Authors: Kyle Mattingly*, Rutgers University, Thomas Mote, University of Georgia
Topics: Climatology and Meteorology, Cryosphere, Polar Regions
Keywords: Greenland Ice Sheet, atmospheric rivers, moisture sources
Session Type: Paper
Start / End Time: 9:35 AM / 10:50 AM
Room: Tower Court B, Sheraton, IM Pei Tower, Second Floor Level
Presentation File: No File Uploaded
Greenland Ice Sheet (GrIS) melt is partially controlled by variability in the large-scale atmospheric circulation through its influence on the surface energy balance. Episodes of synoptic-scale water vapor transport in narrow plumes called atmospheric rivers (ARs) have been shown to force GrIS melt through modification of radiative and turbulent energy fluxes. In this study, the dynamical processes by which ARs link distant regions within the global hydrological cycle are investigated through analyses of the evaporative water vapor source regions for ARs impacting western Greenland. Conditions preceding ARs are first examined from a Eulerian perspective by comparing reanalysis evaporation fields and related variables during the 10 days prior to AR landfall to AR-free conditions. Moisture uptake by air parcels arriving over western Greenland is then analyzed from a Lagrangian perspective by tracking humidity changes along modelled parcel trajectories.

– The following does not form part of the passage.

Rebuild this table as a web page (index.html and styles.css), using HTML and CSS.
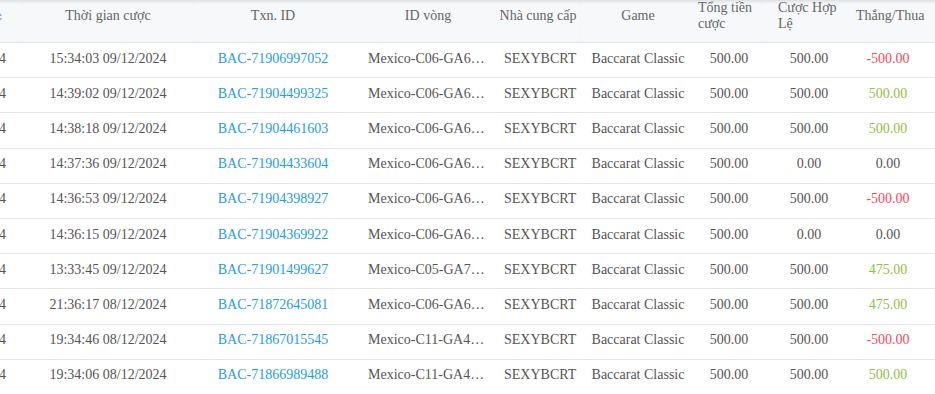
FILE: index.html
```html
<!DOCTYPE html>
<html lang="vi">
<head>
<meta charset="utf-8">
<title>Lịch sử cược</title>
<link rel="stylesheet" href="styles.css">
</head>
<body>
<div class="viewport">
  <table class="bets">
    <colgroup>
      <col class="c0"><col class="c1"><col class="c2"><col class="c3"><col class="c4">
      <col class="c5"><col class="c6"><col class="c7"><col class="c8"><col class="c9">
    </colgroup>
    <thead>
      <tr>
        <th class="h0"><svg class="sort" width="4" height="10" viewBox="0 0 4 10"><path d="M0 4 L2 1 L4 4Z M0 6 L2 9 L4 6Z" fill="#7fb2e0"/></svg></th>
        <th>Thời gian cược</th>
        <th>Txn. ID</th>
        <th class="h3">ID vòng</th>
        <th class="tight">Nhà cung cấp</th>
        <th>Game</th>
        <th class="wrap h6">Tổng tiền cược</th>
        <th class="wrap h7">Cược Hợp Lệ</th>
        <th class="tight">Thắng/Thua</th>
        <th></th>
      </tr>
    </thead>
    <tbody>
      <tr><td class="first">15:34:03 09/12/2024</td><td>15:34:03 09/12/2024</td><td><a class="txn">BAC-71906997052</a></td><td class="round">Mexico-C06-GA612-0078</td><td>SEXYBCRT</td><td>Baccarat Classic</td><td>500.00</td><td>500.00</td><td class="loss">-500.00</td><td></td></tr>
      <tr><td class="first">14:39:02 09/12/2024</td><td>14:39:02 09/12/2024</td><td><a class="txn">BAC-71904499325</a></td><td class="round">Mexico-C06-GA612-0066</td><td>SEXYBCRT</td><td>Baccarat Classic</td><td>500.00</td><td>500.00</td><td class="win">500.00</td><td></td></tr>
      <tr><td class="first">14:38:18 09/12/2024</td><td>14:38:18 09/12/2024</td><td><a class="txn">BAC-71904461603</a></td><td class="round">Mexico-C06-GA612-0065</td><td>SEXYBCRT</td><td>Baccarat Classic</td><td>500.00</td><td>500.00</td><td class="win">500.00</td><td></td></tr>
      <tr><td class="first">14:37:36 09/12/2024</td><td>14:37:36 09/12/2024</td><td><a class="txn">BAC-71904433604</a></td><td class="round">Mexico-C06-GA612-0064</td><td>SEXYBCRT</td><td>Baccarat Classic</td><td>500.00</td><td>0.00</td><td>0.00</td><td></td></tr>
      <tr><td class="first">14:36:53 09/12/2024</td><td>14:36:53 09/12/2024</td><td><a class="txn">BAC-71904398927</a></td><td class="round">Mexico-C06-GA612-0063</td><td>SEXYBCRT</td><td>Baccarat Classic</td><td>500.00</td><td>500.00</td><td class="loss">-500.00</td><td></td></tr>
      <tr><td class="first">14:36:15 09/12/2024</td><td>14:36:15 09/12/2024</td><td><a class="txn">BAC-71904369922</a></td><td class="round">Mexico-C06-GA612-0062</td><td>SEXYBCRT</td><td>Baccarat Classic</td><td>500.00</td><td>0.00</td><td>0.00</td><td></td></tr>
      <tr><td class="first">13:33:45 09/12/2024</td><td>13:33:45 09/12/2024</td><td><a class="txn">BAC-71901499627</a></td><td class="round">Mexico-C05-GA713-0041</td><td>SEXYBCRT</td><td>Baccarat Classic</td><td>500.00</td><td>500.00</td><td class="win">475.00</td><td></td></tr>
      <tr><td class="first">21:36:17 08/12/2024</td><td>21:36:17 08/12/2024</td><td><a class="txn">BAC-71872645081</a></td><td class="round">Mexico-C06-GA611-0087</td><td>SEXYBCRT</td><td>Baccarat Classic</td><td>500.00</td><td>500.00</td><td class="win">475.00</td><td></td></tr>
      <tr><td class="first">19:34:46 08/12/2024</td><td>19:34:46 08/12/2024</td><td><a class="txn">BAC-71867015545</a></td><td class="round">Mexico-C11-GA411-0052</td><td>SEXYBCRT</td><td>Baccarat Classic</td><td>500.00</td><td>500.00</td><td class="loss">-500.00</td><td></td></tr>
      <tr><td class="first">19:34:06 08/12/2024</td><td>19:34:06 08/12/2024</td><td><a class="txn">BAC-71866989488</a></td><td class="round">Mexico-C11-GA411-0051</td><td>SEXYBCRT</td><td>Baccarat Classic</td><td>500.00</td><td>500.00</td><td class="win">500.00</td><td></td></tr>
    </tbody>
  </table>
</div>
</body>
</html>
```

FILE: styles.css
```css
html, body {
  margin: 0;
  padding: 0;
  background: #ffffff;
}

.viewport {
  width: 935px;
  height: 394px;
  overflow: hidden;
}

.bets {
  margin-left: -120px;
  width: 1080px;
  table-layout: fixed;
  border-collapse: separate;
  border-spacing: 0;
  font-family: "Liberation Serif", "Times New Roman", serif;
  font-size: 14px;
  color: #555555;
}

.c0 { width: 142px; }
.c1 { width: 172px; }
.c2 { width: 158px; }
.c3 { width: 144px; }
.c4 { width: 84px; }
.c5 { width: 116px; }
.c6 { width: 66px; }
.c7 { width: 94px; }
.c8 { width: 64px; }
.c9 { width: 40px; }

.bets th {
  box-sizing: border-box;
  height: 42px;
  padding: 0 8px 10px;
  background: #f7f8fa;
  border-bottom: 1px solid #e6e6e6;
  box-shadow: inset 0 4px 4px -3px rgba(0, 0, 0, 0.14);
  font-weight: normal;
  color: #666666;
  line-height: 16px;
  text-align: center;
  vertical-align: middle;
  white-space: nowrap;
}

.bets th.h0 {
  text-align: right;
  padding-right: 20px;
}

.sort {
  display: inline-block;
  vertical-align: middle;
}

.bets th.h3 {
  padding-left: 16px;
  padding-right: 8px;
}

.bets th.tight {
  padding-left: 0;
  padding-right: 0;
}

.bets th.wrap {
  white-space: normal;
  text-align: left;
}

.bets th.h6 {
  padding-left: 2px;
  padding-right: 6px;
}

.bets th.h7 {
  padding-left: 16px;
  padding-right: 16px;
}

.bets td {
  box-sizing: border-box;
  height: 35.2px;
  padding: 0 8px 3px;
  border-bottom: 1px solid #e6e6e6;
  text-align: center;
  vertical-align: middle;
  white-space: nowrap;
  line-height: 20px;
}

.bets td.first {
  text-align: right;
  padding-right: 16px;
}

.bets td.round {
  padding-left: 16px;
  padding-right: 8px;
  overflow: hidden;
  text-overflow: ellipsis;
  text-align: left;
}

.txn {
  color: #1c9ee8;
  text-decoration: none;
  cursor: pointer;
}

.bets td.win {
  color: #93c041;
}

.bets td.loss {
  color: #f5475e;
}
```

Results show that evaporative sources of water vapor reaching western Greenland shift equatorward during ARs, with enhanced moisture uptake occurring over a broad swath of the Atlantic Ocean during winter and summer, and parts of eastern North America during summer. Although air parcels gain water vapor from areas of anomalous evaporation identified by the Eulerian analysis, moisture uptake also occurs over areas of below-normal evaporation south of Greenland, likely due to convergence within the warm conveyer belts of extratropical cyclones. Thus ARs affecting western Greenland draw moisture from a mixture of distant, low-latitude sources and more proximate areas of the subpolar North Atlantic Ocean that contribute water vapor as air parcels approach Greenland.